Last week, Donald Trump's good friend -- Tom Barrack -- was indicted. Michelle Goldberg writes:

When the billionaire real estate investor Tom Barrack, one of Trump’s biggest fund-raisers, was arrested on Tuesday and charged with acting as an unregistered agent of the United Arab Emirates along with other felonies, it might have seemed like a dog-bites-man story. Barrack was once described by longtime Trump strategist Roger Stone — a felon, naturally — as the ex-president’s best friend. If you knew nothing else about Barrack but that, you might have guessed he’d end up in handcuffs.
Nevertheless, Barrack’s arrest is important. Trump’s dealings with the Emirates and Saudi Arabia deserve to be investigated as thoroughly as his administration’s relationship with Russia. So far, that hasn’t happened. When Robert Mueller, the former special counsel, testified before Congress, Adam Schiff, chair of the House Intelligence Committee, said to him, “We did not bother to ask whether financial inducements from any Gulf nations were influencing U.S. policy, since it is outside the four corners of your report, and so we must find out.” But we have not found out.

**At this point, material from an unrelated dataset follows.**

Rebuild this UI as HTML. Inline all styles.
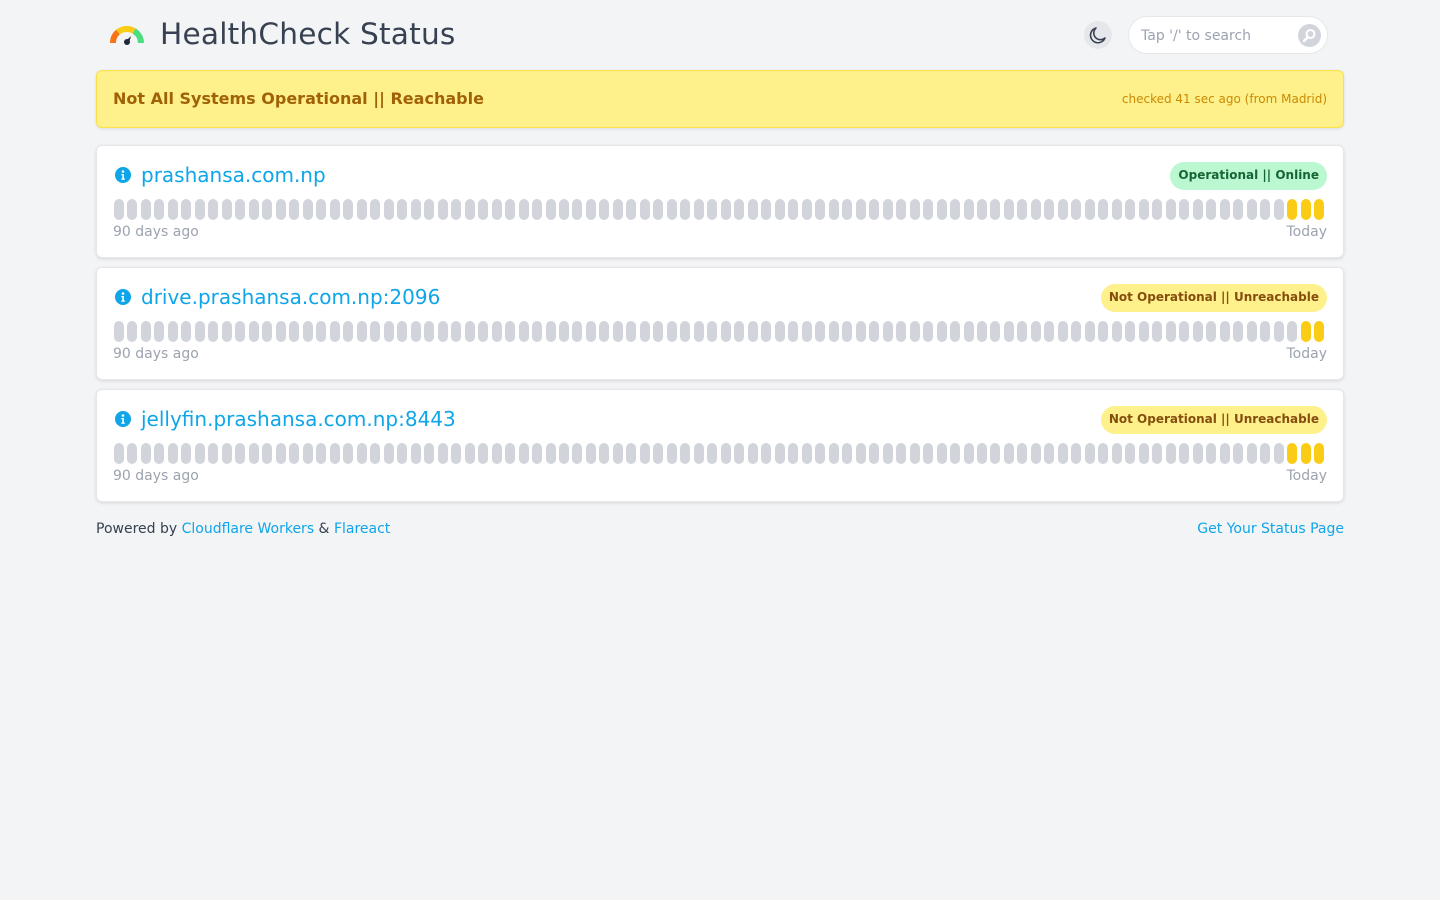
<!DOCTYPE html>
<html><head><meta charset="utf-8">
<style>
*{box-sizing:border-box;margin:0;padding:0}
body{width:1440px;height:900px;background:#f3f4f6;font-family:"DejaVu Sans","Liberation Sans",sans-serif;color:#374151}
.wrap{width:1248px;margin:0 auto;position:relative}
header{height:70px;position:relative}
.logo{position:absolute;left:14px;top:23px}
h1{position:absolute;left:64px;top:17px;font-size:29.6px;font-weight:400;color:#374151;letter-spacing:0.2px}
.moon{position:absolute;left:988px;top:21px;width:28px;height:28px;border-radius:50%;background:#e5e7eb}
.search{position:absolute;left:1032px;top:16px;width:200px;height:38px;border-radius:19px;background:#fff;border:1px solid #e5e7eb;font-size:14px;color:#9ca3af;padding:11px 0 0 12px}
.sbtn{position:absolute;right:6px;top:7px;width:23px;height:23px;border-radius:50%;background:#d1d5db}
.banner{height:58px;background:#fef08a;border:1px solid #fde047;border-radius:6px;box-shadow:0 1px 3px rgba(0,0,0,.1);position:relative}
.banner b{position:absolute;left:16px;top:18px;font-size:16px;color:#a16207}
.banner span{position:absolute;right:16px;top:21px;font-size:12px;color:#ca8a04}
.card{height:113px;background:#fff;border:1px solid #e5e7eb;border-radius:6px;box-shadow:0 1px 3px rgba(0,0,0,.12);position:relative;margin-top:17px}
.card+.card{margin-top:9px}
.info{position:absolute;left:18px;top:21px}
.name{position:absolute;left:44px;top:17px;font-size:20px;color:#0ea5e9}
.badge{position:absolute;right:16px;top:16px;height:28px;border-radius:14px;font-size:12px;font-weight:bold;padding:6px 8px 0}
.ok{background:#bbf7d0;color:#166534}
.bad{background:#fef08a;color:#854d0e}
.bars{position:absolute;left:17px;right:18px;top:53px;height:21px;display:flex;justify-content:space-between}
.bars i{display:block;width:10px;height:21px;border-radius:5px;background:#d1d5db}
.bars i.y{background:#facc15}
.l,.r{position:absolute;top:78px;font-size:14px;color:#9ca3af}
.l{left:16px}.r{right:16px}
footer{margin-top:19px;font-size:14px;display:flex;justify-content:space-between;color:#374151}
footer a{color:#0ea5e9;text-decoration:none}
</style></head><body>
<div class="wrap">
<header>
<svg class="logo" width="34" height="22" viewBox="0 0 34 22">
<path d="M3 20 A14 14 0 0 1 8 9" stroke="#f97316" stroke-width="6" fill="none"/>
<path d="M8 9 A14 14 0 0 1 24 8" stroke="#facc15" stroke-width="6" fill="none"/>
<path d="M24 8 A14 14 0 0 1 31 20" stroke="#4ade80" stroke-width="6" fill="none"/>
<circle cx="17" cy="19" r="3" fill="#1f2937"/><path d="M16 18 L21 13 L19 20Z" fill="#1f2937"/>
</svg>
<h1>HealthCheck Status</h1>
<div class="moon"><svg width="28" height="28" viewBox="0 0 28 28"><path d="M12 7 A7.5 7.5 0 1 0 21 17 A6 6 0 0 1 12 7Z" fill="none" stroke="#374151" stroke-width="1.6" stroke-linejoin="round"/></svg></div>
<div class="search">Tap '/' to search<div class="sbtn"><svg width="23" height="23" viewBox="0 0 23 23"><circle cx="12.5" cy="10" r="4" fill="none" stroke="#fff" stroke-width="2"/><path d="M10 13 L6 17" stroke="#fff" stroke-width="2.4" stroke-linecap="round"/></svg></div></div>
</header>
<div class="banner"><b>Not All Systems Operational || Reachable</b><span>checked 41 sec ago (from Madrid)</span></div>

<div class="card"><svg class="info" width="16" height="16" viewBox="0 0 16 16"><circle cx="8" cy="8" r="8" fill="#0ea5e9"/><circle cx="8" cy="4.5" r="1.3" fill="#fff"/><path d="M6.3 7h2.6v4.5h1v1.3H6.3v-1.3h1V8.3h-1z" fill="#fff"/></svg><div class="name">prashansa.com.np</div><div class="badge ok">Operational || Online</div><div class="bars" data-y="3"></div><div class="l">90 days ago</div><div class="r">Today</div></div>

<div class="card"><svg class="info" width="16" height="16" viewBox="0 0 16 16"><circle cx="8" cy="8" r="8" fill="#0ea5e9"/><circle cx="8" cy="4.5" r="1.3" fill="#fff"/><path d="M6.3 7h2.6v4.5h1v1.3H6.3v-1.3h1V8.3h-1z" fill="#fff"/></svg><div class="name">drive.prashansa.com.np:2096</div><div class="badge bad">Not Operational || Unreachable</div><div class="bars" data-y="2"></div><div class="l">90 days ago</div><div class="r">Today</div></div>

<div class="card"><svg class="info" width="16" height="16" viewBox="0 0 16 16"><circle cx="8" cy="8" r="8" fill="#0ea5e9"/><circle cx="8" cy="4.5" r="1.3" fill="#fff"/><path d="M6.3 7h2.6v4.5h1v1.3H6.3v-1.3h1V8.3h-1z" fill="#fff"/></svg><div class="name">jellyfin.prashansa.com.np:8443</div><div class="badge bad">Not Operational || Unreachable</div><div class="bars" data-y="3"></div><div class="l">90 days ago</div><div class="r">Today</div></div>

<footer><div>Powered by <a>Cloudflare Workers</a> &amp; <a>Flareact</a></div><a>Get Your Status Page</a></footer>
</div>
<script>
document.querySelectorAll('.bars').forEach(function(b){var y=+b.dataset.y,h='';for(var i=0;i<90;i++)h+='<i'+(i>=90-y?' class="y"':'')+'></i>';b.innerHTML=h;});
</script>
</body></html>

Donald Trump's foreign policy tilted heavily in favour of the Gulf States:

Throughout his presidency, Trump could scarcely have been a more accommodating ally to the Emirates and to Saudi Arabia, whose crown prince, Mohammed bin Salman, was a protégé of Prince Mohammed bin Zayed. Trump’s first foreign trip was to Saudi Arabia. He tore up the Iran deal, hated by Gulf Arab leaders. Of Trump’s 10 presidential vetoes, five dealt with issues of concern to the Emirates and Saudi Arabia. More significantly, he overrode Congress’s attempt to end American military involvement in Yemen, where Saudi Arabia and the Emirates were fighting on one side of a brutal civil war. According to Bob Woodward’s book “Rage,” Trump boasted that he “saved” the Saudi crown prince after the murder of Saudi dissident Jamal Khashoggi elicited widespread outrage.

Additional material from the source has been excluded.